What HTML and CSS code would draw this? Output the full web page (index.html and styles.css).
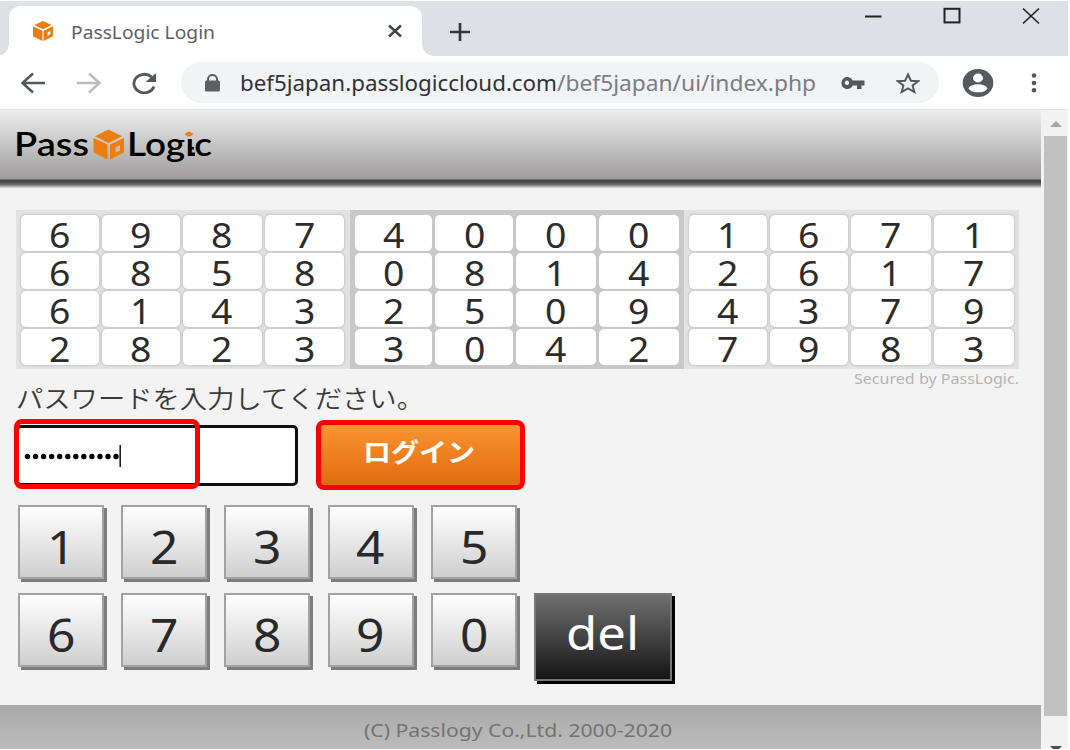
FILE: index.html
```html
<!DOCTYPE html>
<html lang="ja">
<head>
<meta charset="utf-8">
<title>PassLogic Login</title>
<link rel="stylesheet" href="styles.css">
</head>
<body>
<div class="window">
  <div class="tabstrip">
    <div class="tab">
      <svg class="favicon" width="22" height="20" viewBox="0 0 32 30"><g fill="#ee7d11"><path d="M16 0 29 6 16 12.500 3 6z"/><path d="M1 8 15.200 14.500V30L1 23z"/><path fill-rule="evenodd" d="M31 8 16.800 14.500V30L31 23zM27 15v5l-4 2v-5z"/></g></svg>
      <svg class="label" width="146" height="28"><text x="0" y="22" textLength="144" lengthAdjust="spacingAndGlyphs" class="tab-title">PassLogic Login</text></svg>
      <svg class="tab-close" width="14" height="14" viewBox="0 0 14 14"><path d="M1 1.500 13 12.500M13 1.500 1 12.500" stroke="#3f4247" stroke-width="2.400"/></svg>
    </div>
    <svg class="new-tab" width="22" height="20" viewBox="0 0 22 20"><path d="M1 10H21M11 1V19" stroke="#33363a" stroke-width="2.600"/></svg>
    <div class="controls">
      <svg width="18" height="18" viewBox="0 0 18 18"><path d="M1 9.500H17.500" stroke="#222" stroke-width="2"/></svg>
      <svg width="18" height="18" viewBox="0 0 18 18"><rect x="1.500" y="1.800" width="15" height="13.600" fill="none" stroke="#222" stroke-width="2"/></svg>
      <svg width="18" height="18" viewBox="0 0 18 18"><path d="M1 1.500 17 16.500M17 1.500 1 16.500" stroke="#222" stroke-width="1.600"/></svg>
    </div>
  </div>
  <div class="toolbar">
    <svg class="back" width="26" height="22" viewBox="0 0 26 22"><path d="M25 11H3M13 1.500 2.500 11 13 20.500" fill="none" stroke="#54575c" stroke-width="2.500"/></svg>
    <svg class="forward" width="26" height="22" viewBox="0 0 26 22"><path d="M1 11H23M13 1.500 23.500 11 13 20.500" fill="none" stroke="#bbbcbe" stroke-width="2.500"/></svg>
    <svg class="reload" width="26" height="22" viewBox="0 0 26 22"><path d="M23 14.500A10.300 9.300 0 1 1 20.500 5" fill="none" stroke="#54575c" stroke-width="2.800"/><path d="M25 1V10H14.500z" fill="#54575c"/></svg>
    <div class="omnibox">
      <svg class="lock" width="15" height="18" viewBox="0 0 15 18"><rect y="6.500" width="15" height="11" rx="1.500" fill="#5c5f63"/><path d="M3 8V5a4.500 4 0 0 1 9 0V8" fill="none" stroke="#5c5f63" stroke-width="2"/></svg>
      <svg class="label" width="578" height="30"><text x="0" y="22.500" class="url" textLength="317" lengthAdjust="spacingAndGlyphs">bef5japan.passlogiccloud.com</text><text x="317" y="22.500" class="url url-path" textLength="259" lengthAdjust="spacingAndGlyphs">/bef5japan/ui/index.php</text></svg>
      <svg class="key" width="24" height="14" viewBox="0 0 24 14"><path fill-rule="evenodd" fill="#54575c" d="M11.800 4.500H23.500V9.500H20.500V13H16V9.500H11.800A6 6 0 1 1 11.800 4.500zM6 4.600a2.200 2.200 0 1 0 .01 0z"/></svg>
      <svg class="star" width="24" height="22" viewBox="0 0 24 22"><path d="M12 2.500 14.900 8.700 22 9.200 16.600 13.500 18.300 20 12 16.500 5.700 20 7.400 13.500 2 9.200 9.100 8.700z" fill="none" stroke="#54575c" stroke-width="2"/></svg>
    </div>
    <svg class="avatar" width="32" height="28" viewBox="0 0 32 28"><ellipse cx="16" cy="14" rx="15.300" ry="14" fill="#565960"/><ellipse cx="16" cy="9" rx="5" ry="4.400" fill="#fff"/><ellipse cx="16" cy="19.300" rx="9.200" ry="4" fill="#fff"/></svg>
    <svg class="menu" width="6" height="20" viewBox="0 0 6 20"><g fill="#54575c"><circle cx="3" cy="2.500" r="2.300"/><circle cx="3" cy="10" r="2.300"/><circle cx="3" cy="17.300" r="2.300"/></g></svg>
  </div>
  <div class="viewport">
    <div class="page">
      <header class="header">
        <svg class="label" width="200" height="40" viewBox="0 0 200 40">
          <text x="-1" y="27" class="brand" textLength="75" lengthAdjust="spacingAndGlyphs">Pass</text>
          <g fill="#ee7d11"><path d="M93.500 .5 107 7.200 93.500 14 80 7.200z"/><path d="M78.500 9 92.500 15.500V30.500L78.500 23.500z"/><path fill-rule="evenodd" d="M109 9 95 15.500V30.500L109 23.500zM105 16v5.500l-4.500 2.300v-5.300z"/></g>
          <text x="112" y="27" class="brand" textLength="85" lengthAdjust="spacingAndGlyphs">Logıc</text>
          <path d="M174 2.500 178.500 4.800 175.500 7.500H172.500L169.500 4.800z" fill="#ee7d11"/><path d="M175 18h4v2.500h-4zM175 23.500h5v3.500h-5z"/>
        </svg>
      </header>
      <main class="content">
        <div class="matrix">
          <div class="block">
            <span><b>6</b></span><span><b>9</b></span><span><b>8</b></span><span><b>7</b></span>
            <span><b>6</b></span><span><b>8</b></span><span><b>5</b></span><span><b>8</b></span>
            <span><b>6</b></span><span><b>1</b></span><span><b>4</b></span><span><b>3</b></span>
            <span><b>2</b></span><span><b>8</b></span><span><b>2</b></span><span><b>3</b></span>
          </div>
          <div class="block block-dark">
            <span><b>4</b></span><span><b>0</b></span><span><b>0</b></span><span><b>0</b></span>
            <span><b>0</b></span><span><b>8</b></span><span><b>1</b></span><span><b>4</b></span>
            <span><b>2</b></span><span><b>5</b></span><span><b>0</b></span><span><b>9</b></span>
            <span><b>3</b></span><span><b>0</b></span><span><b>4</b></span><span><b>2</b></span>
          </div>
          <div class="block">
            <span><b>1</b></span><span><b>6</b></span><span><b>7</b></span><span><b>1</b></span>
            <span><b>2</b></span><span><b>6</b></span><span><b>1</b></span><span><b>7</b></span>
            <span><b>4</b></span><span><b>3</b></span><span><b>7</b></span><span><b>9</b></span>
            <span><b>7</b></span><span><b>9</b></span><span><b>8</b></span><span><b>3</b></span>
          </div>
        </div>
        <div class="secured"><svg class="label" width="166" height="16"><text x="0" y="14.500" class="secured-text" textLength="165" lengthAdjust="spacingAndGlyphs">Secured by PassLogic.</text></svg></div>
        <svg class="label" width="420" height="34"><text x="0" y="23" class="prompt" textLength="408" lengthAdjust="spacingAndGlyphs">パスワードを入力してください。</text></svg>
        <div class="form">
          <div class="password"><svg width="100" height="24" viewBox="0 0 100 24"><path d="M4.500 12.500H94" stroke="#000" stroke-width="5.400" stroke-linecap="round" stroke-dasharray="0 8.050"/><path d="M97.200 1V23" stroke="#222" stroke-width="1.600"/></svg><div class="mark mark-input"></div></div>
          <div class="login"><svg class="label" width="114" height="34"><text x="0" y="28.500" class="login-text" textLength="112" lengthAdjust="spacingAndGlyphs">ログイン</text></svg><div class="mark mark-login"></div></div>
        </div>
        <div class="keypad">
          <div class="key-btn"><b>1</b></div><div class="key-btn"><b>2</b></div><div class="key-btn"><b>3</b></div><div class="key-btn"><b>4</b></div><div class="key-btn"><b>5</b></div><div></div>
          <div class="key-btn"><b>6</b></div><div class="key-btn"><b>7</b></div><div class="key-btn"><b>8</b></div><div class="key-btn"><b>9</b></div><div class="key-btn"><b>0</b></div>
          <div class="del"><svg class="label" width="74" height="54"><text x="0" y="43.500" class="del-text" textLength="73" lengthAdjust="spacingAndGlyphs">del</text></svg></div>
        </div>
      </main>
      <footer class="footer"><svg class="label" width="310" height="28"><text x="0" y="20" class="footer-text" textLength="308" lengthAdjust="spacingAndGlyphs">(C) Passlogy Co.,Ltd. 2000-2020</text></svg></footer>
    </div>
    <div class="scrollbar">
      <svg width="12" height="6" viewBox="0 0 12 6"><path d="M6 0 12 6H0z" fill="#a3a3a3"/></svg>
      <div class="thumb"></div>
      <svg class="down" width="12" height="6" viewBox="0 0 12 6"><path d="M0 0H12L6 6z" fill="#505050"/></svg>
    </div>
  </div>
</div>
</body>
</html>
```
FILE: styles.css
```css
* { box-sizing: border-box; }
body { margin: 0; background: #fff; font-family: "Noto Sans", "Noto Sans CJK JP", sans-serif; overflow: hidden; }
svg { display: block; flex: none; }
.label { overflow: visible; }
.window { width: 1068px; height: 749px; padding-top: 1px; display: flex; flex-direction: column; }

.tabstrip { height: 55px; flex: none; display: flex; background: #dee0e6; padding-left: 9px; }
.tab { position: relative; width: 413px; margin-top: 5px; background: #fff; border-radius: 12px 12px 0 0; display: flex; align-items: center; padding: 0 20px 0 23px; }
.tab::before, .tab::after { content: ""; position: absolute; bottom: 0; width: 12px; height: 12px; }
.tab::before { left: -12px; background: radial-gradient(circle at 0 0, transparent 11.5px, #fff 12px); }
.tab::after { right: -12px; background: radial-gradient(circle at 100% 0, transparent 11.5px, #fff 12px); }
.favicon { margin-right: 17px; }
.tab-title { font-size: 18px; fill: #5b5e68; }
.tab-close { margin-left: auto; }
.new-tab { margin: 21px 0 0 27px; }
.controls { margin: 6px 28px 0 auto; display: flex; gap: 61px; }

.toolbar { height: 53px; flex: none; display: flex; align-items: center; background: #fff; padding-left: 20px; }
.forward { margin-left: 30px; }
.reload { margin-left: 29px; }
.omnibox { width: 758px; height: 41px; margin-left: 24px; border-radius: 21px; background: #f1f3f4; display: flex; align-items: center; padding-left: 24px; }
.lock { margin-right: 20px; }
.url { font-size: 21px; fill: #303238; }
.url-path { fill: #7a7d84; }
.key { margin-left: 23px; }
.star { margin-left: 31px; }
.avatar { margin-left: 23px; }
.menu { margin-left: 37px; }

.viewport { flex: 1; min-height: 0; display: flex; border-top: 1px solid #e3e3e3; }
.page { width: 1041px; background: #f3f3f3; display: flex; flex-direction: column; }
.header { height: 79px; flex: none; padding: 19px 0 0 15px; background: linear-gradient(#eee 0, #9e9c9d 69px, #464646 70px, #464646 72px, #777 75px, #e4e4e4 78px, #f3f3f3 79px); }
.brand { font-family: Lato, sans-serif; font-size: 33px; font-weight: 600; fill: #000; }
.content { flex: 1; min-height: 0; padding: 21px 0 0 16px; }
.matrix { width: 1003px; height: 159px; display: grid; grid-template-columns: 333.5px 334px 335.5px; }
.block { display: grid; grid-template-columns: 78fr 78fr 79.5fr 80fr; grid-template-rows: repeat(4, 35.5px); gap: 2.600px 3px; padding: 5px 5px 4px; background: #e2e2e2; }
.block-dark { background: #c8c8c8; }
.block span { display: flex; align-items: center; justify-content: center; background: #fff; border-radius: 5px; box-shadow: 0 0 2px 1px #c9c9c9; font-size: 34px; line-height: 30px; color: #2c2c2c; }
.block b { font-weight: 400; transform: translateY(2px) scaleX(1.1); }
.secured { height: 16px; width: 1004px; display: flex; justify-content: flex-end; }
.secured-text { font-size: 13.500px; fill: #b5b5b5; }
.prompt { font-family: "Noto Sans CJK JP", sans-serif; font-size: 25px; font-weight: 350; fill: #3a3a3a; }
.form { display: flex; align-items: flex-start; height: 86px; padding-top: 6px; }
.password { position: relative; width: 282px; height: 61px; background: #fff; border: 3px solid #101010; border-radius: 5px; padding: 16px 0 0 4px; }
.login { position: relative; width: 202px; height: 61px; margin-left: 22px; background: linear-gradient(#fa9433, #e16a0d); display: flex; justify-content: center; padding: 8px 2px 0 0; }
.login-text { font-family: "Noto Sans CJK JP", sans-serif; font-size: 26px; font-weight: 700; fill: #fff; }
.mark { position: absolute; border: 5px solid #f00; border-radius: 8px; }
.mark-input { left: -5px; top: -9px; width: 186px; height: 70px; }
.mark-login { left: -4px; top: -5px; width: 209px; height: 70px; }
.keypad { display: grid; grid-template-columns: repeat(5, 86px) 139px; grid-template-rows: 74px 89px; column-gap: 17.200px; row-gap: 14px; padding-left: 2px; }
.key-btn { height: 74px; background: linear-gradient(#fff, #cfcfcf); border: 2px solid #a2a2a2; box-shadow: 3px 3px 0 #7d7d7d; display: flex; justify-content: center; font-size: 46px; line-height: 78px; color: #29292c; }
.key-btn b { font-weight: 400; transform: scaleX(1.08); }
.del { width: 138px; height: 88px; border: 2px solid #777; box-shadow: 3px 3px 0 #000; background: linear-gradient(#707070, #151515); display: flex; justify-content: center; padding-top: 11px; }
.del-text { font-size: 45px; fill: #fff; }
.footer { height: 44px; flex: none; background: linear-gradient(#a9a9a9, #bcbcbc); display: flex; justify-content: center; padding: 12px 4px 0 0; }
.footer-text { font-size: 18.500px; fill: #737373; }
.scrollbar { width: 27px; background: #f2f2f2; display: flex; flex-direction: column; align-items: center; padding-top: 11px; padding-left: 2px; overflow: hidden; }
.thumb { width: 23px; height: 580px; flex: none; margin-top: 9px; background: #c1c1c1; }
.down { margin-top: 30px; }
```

^^^^

| INSTRUCTIONS FOR THE TASK |
Filter lines by "page" and return each hit.

| RESULT OF THIS TASK |
What HTML and CSS code would draw this? Output the full web page (index.html and styles.css).
    <div class="page">
.page { width: 1041px; background: #f3f3f3; display: flex; flex-direction: column; }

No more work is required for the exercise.